## Work to complete
Pick out the lines in the listing below that contain the word "this" and copy them.

──────

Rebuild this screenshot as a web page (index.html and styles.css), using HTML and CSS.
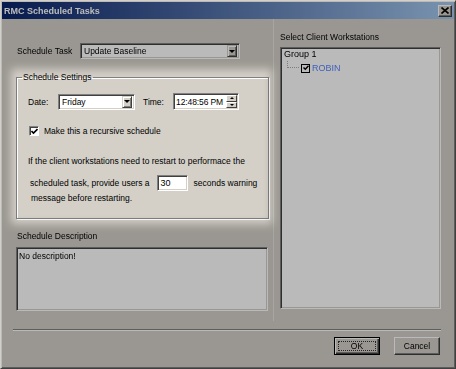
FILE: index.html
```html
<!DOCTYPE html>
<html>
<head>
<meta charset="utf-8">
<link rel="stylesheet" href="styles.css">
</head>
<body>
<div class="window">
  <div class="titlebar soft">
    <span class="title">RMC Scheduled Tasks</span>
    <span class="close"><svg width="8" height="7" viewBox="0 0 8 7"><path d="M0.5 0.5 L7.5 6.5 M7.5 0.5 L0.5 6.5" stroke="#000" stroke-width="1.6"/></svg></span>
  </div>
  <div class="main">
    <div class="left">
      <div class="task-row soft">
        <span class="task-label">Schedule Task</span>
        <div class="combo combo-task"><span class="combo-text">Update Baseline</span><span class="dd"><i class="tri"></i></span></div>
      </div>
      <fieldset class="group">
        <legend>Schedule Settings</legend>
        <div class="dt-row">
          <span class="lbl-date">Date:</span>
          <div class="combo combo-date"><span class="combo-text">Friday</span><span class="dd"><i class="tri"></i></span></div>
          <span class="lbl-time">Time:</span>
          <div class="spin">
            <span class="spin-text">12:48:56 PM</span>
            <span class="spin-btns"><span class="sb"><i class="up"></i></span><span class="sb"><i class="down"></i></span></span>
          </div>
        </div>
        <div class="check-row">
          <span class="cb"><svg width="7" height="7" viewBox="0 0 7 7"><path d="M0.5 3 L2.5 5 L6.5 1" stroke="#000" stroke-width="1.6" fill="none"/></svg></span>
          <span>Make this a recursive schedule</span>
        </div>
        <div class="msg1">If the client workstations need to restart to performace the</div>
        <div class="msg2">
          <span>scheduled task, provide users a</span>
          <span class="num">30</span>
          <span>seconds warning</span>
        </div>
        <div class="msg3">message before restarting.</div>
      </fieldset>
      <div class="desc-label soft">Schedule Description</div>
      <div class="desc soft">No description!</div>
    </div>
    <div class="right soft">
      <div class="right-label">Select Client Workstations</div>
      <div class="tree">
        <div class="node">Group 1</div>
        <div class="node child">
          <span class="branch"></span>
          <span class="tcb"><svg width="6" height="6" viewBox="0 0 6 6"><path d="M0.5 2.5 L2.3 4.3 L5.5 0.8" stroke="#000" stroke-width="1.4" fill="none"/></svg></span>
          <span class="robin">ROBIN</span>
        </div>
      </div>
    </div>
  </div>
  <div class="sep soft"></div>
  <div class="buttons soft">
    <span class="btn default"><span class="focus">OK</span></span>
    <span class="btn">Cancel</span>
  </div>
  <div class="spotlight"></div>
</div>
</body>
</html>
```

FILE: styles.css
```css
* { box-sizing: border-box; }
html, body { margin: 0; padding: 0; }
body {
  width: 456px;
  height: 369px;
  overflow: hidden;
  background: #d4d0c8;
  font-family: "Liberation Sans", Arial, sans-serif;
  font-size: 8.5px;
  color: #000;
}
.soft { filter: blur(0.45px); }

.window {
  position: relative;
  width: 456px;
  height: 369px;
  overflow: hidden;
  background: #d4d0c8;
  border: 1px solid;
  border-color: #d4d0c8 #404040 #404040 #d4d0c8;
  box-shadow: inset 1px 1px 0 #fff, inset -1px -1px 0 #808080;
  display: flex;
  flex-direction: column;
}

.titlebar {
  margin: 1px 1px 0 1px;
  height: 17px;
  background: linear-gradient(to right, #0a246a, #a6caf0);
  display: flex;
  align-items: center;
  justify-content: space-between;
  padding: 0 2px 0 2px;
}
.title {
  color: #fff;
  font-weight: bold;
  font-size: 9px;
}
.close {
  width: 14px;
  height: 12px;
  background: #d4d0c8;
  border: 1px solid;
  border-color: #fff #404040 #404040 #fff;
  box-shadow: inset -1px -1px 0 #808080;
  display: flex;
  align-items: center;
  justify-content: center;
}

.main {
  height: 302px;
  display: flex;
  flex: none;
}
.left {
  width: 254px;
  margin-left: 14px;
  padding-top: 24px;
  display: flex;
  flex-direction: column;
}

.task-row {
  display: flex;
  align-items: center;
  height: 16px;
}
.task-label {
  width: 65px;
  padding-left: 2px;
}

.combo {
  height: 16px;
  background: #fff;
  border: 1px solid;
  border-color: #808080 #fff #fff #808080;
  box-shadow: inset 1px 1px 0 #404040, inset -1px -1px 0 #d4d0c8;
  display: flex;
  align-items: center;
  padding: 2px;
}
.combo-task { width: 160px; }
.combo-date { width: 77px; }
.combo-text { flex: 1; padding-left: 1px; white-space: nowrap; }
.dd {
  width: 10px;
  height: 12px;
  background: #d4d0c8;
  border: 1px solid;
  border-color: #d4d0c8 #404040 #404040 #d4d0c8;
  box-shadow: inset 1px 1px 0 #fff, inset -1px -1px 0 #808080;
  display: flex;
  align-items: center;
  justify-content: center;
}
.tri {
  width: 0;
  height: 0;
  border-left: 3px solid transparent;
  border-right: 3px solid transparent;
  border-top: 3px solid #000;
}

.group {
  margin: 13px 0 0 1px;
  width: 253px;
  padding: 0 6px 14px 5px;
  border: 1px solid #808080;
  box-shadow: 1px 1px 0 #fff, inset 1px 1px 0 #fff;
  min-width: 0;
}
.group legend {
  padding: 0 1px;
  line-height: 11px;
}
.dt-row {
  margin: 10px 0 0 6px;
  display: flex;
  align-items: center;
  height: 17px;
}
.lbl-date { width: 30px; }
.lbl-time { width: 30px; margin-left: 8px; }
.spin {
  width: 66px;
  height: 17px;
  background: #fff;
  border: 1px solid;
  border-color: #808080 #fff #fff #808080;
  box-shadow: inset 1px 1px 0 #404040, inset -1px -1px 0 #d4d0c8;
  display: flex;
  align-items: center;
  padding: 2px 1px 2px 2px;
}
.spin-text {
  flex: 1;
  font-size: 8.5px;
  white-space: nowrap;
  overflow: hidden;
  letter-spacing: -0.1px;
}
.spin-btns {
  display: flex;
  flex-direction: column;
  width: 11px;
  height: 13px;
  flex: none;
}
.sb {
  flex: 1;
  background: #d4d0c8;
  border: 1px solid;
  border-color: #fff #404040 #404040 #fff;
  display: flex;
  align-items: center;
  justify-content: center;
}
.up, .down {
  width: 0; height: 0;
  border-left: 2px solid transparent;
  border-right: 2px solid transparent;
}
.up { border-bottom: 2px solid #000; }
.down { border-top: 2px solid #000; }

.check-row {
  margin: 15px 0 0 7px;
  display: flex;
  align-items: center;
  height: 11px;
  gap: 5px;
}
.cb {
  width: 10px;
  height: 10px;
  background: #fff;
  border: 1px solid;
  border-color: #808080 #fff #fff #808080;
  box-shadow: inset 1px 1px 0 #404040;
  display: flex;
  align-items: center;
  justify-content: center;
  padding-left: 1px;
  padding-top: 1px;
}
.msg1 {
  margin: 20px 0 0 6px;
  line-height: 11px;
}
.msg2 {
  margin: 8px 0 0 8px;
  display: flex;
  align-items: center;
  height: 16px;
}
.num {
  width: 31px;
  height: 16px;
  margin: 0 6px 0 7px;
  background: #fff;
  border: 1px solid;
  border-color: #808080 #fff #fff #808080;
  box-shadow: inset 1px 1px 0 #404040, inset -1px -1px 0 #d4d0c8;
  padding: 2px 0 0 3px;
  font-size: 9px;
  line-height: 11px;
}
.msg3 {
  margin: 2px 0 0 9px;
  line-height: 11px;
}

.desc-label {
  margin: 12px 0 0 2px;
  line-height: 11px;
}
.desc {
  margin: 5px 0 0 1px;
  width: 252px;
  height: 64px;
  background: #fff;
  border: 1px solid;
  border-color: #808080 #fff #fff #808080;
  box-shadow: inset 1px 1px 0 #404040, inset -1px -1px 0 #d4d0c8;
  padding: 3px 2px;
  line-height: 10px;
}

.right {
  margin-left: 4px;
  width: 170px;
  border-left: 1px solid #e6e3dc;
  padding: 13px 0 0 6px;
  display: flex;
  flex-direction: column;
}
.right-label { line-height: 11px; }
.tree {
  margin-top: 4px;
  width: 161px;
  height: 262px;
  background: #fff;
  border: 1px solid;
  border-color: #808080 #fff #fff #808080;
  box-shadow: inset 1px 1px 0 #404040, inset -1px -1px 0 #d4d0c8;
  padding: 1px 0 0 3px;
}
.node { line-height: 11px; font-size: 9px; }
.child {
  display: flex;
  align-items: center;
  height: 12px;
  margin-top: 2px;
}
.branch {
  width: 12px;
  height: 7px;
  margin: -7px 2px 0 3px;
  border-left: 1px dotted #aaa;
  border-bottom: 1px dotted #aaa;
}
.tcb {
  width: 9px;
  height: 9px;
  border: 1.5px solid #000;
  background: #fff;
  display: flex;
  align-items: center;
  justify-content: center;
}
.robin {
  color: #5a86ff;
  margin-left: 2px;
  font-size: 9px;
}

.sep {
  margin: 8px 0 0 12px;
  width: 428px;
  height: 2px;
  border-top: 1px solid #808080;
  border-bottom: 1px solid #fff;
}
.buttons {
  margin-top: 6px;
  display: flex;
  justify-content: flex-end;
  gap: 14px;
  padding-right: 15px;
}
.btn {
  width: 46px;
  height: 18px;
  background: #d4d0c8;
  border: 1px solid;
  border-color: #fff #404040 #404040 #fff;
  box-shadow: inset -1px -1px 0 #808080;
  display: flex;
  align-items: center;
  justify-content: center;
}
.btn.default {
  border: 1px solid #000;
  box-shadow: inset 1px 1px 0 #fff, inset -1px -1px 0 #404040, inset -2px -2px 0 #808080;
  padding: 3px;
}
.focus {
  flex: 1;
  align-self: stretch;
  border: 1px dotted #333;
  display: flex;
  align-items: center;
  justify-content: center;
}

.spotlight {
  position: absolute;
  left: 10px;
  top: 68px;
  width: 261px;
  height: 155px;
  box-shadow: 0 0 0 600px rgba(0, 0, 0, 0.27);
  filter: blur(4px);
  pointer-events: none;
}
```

──────

## Reply
Rebuild this screenshot as a web page (index.html and styles.css), using HTML and CSS.
          <span>Make this a recursive schedule</span>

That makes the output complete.